COS 93-9 - Carbon sequestration through vertical sediment accretion in salt marsh soils of an urban estuary

Friday, August 12, 2016: 10:50 AM
Palm B, Ft Lauderdale Convention Center
Gregg A. Snedden1, Hongqing Wang1, Samuel J. Bentley2, Ryan C. Clarke2, Ellen K. Hartig3, James C. Lynch4, Qin Chen5, Patricia S. Rafferty4, Kelin Hu6 and Cody L. Johnson5, (1)WARC, USGS, Baton Rouge, LA, (2)Department of Geology and Geophysics, Louisiana State University, (3)New York City Department of Parks & Recreation, (4)Northeast Region, National Park Service, (5)Department of Civil and Environmental Engineering, Louisiana State University, (6)Center for Computation and Technology, Louisiana State University
Background/Question/Methods

The salt marshes of Jamaica Bay, managed by New York City Parks and Recreation and the Gateway National Recreation Area (GNRA) of the National Park Service, provide critical ecosystem services including carbon sequestration.
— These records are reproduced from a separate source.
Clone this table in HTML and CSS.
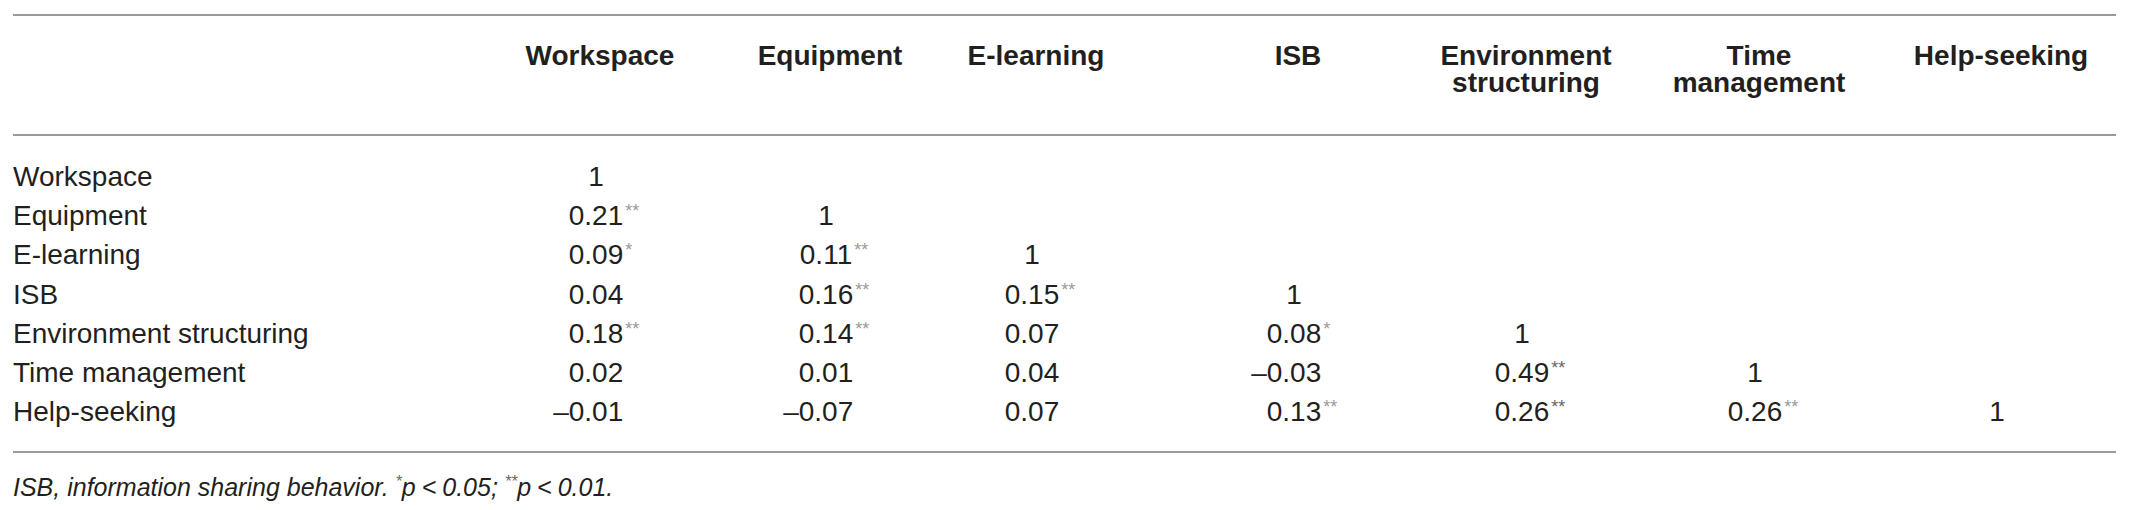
FILE: index.html
```html
<!DOCTYPE html>
<html lang="en">
<head>
<meta charset="utf-8">
<title>Correlation table</title>
<link rel="stylesheet" href="styles.css">
</head>
<body>
<div class="table">
  <div class="row head">
    <div class="cell label"></div>
    <div class="cell h">Workspace</div>
    <div class="cell h">Equipment</div>
    <div class="cell h">E-learning</div>
    <div class="cell h">ISB</div>
    <div class="cell h">Environment<br>structuring</div>
    <div class="cell h">Time<br>management</div>
    <div class="cell h">Help-seeking</div>
  </div>
  <div class="tbody">
    <div class="row">
      <div class="cell label">Workspace</div>
      <div class="cell v"><span class="num">1</span></div>
      <div class="cell v"></div><div class="cell v"></div><div class="cell v"></div><div class="cell v"></div><div class="cell v"></div><div class="cell v"></div>
    </div>
    <div class="row">
      <div class="cell label">Equipment</div>
      <div class="cell v"><span class="num">0.21<sup>**</sup></span></div>
      <div class="cell v"><span class="num">1</span></div>
      <div class="cell v"></div><div class="cell v"></div><div class="cell v"></div><div class="cell v"></div><div class="cell v"></div>
    </div>
    <div class="row">
      <div class="cell label">E-learning</div>
      <div class="cell v"><span class="num">0.09<sup>*</sup></span></div>
      <div class="cell v"><span class="num">0.11<sup>**</sup></span></div>
      <div class="cell v"><span class="num">1</span></div>
      <div class="cell v"></div><div class="cell v"></div><div class="cell v"></div><div class="cell v"></div>
    </div>
    <div class="row">
      <div class="cell label">ISB</div>
      <div class="cell v"><span class="num">0.04</span></div>
      <div class="cell v"><span class="num">0.16<sup>**</sup></span></div>
      <div class="cell v"><span class="num">0.15<sup>**</sup></span></div>
      <div class="cell v"><span class="num">1</span></div>
      <div class="cell v"></div><div class="cell v"></div><div class="cell v"></div>
    </div>
    <div class="row">
      <div class="cell label">Environment structuring</div>
      <div class="cell v"><span class="num">0.18<sup>**</sup></span></div>
      <div class="cell v"><span class="num">0.14<sup>**</sup></span></div>
      <div class="cell v"><span class="num">0.07</span></div>
      <div class="cell v"><span class="num">0.08<sup>*</sup></span></div>
      <div class="cell v"><span class="num">1</span></div>
      <div class="cell v"></div><div class="cell v"></div>
    </div>
    <div class="row">
      <div class="cell label">Time management</div>
      <div class="cell v"><span class="num">0.02</span></div>
      <div class="cell v"><span class="num">0.01</span></div>
      <div class="cell v"><span class="num">0.04</span></div>
      <div class="cell v"><span class="num"><span class="minus">–</span>0.03</span></div>
      <div class="cell v"><span class="num">0.49<sup class="dark">**</sup></span></div>
      <div class="cell v"><span class="num">1</span></div>
      <div class="cell v"></div>
    </div>
    <div class="row">
      <div class="cell label">Help-seeking</div>
      <div class="cell v"><span class="num"><span class="minus">–</span>0.01</span></div>
      <div class="cell v"><span class="num"><span class="minus">–</span>0.07</span></div>
      <div class="cell v"><span class="num">0.07</span></div>
      <div class="cell v"><span class="num">0.13<sup>**</sup></span></div>
      <div class="cell v"><span class="num">0.26<sup class="dark">**</sup></span></div>
      <div class="cell v"><span class="num">0.26<sup>**</sup></span></div>
      <div class="cell v"><span class="num">1</span></div>
    </div>
  </div>
</div>
<p class="note">ISB, information sharing behavior. <sup>*</sup>p<span class="thin"> &lt; </span>0.05; <sup>**</sup>p<span class="thin"> &lt; </span>0.01.</p>
</body>
</html>
```
FILE: styles.css
```css
html, body {
  background: #ffffff;
}
body {
  margin: 0;
  padding: 0 13px;
  font-family: "Liberation Sans", Arial, Helvetica, sans-serif;
  color: #231f20;
}
.table {
  margin-top: 14px;
  border-top: 2px solid #9a9a9a;
  border-bottom: 2px solid #9a9a9a;
}
.row {
  display: grid;
  grid-template-columns: 475px 224px 236px 228px 244px 212px 254px 230px;
  font-size: 28px;
  line-height: 39.2px;
}
.head {
  padding: 26px 0 38px;
  border-bottom: 2px solid #9a9a9a;
  font-weight: 700;
  line-height: 27px;
}
.tbody {
  padding: 21px 0 20px;
}
.cell.label {
  text-align: left;
}
.cell.h {
  text-align: center;
}
.cell.v {
  text-align: center;
  padding-right: 8px;
}
.row > .cell.h:nth-child(4) {
  padding-right: 52px;
}
.row > .cell.v:nth-child(4) {
  padding-right: 60px;
}
.num {
  position: relative;
  display: inline-block;
}
.num sup {
  position: absolute;
  left: 100%;
  top: 6px;
  margin-left: 2px;
  font-size: 18px;
  line-height: 1;
  color: #9a9a9a;
}
.num sup.dark {
  color: #666;
}
.minus {
  position: absolute;
  right: 100%;
}
.note {
  margin: 18px 0 0;
  font-style: italic;
  font-size: 25px;
  line-height: 32px;
}
.note sup {
  font-size: 16px;
  line-height: 0;
  color: #666;
}
.note .thin {
  word-spacing: -1px;
}
```
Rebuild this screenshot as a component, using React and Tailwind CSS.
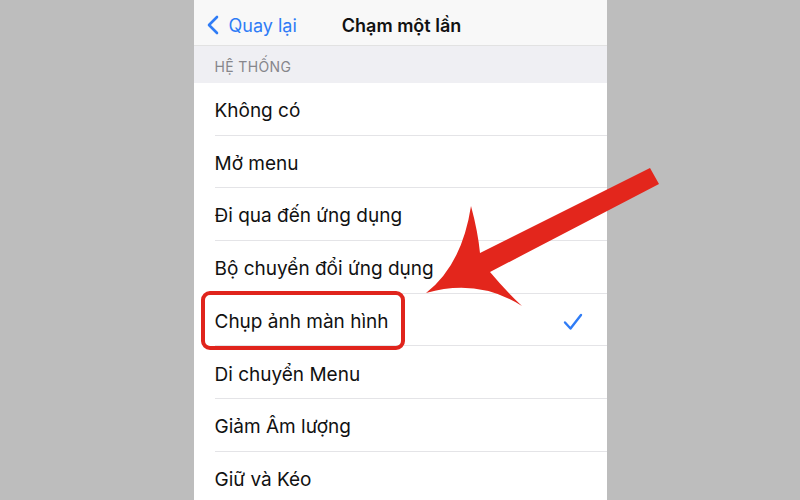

Marshes in Jamaica Bay disappeared at an average rate of 33 hectares per year between 1989-2003, resulting in the loss of long-term carbon storage and potentially converting the salt marshes from carbon sinks to sources. The stressors contributing to marsh loss in the estuary include natural (e.g., increased tidal range, sea-level rise, subsidence, hurricanes, and storms) and anthropogenic disturbances (e.g., wastewater treatment and dredging activities). However, the variation in soil organic carbon (SOC) sequestration across the urban estuary and the controlling factors are poorly understood. We collected soil cores to a depth of ~50 cm at twelve salt marsh locations across the estuary in August 2014 to study the chronology of salt marsh vertical accretion, as well as the accumulation of mineral sediment, organic matter, and carbon. The twelve marsh sites were classified as healthy, degraded, and restored. Marsh soil cores were sliced into 2-cm sections and were analyzed for 137Cs and 210Pb activity, bulk density, moisture content, organic matter, total organic carbon, and total nitrogen.

Results/Conclusions

Preliminary results show that geochronology-based sediment accumulation rates (SAR) for Jamaica Bay salt marshes are in the range of 0.41-0.51 and 0.22-0.73, and 0.29-0.49 cm/y for the healthy, degraded, and restored marshes, respectively. The degraded marshes tend to have larger variations in SARs than the healthy and restored marshes. Vertical accretion is driven more by organic matter accumulation than mineral sedimentation. Soil organic carbon (SOC) sequestration in Jamaica Bay salt marshes tends to range from 90 to 233 g C/m2/yr. The SOC sequestration ranges are 125-233, 90-217, and 105-174 g C/m2/y for the healthy, degraded, and restored marshes, respectively. Critical factors affecting the variability in SAR and SOC sequestration rates in Jamaica Bay salt marshes, such as hurricanes and wastewater treatments, are being investigated. Results of this study provide essential sediment data for the development of a numerical wetland morphology model to examine the impact of hurricanes (e.g., Hurricane Sandy) and extra-tropical storms on salt marsh morphological change in this urban estuary. This is an abstract and does not necessarily reflect USGS policy.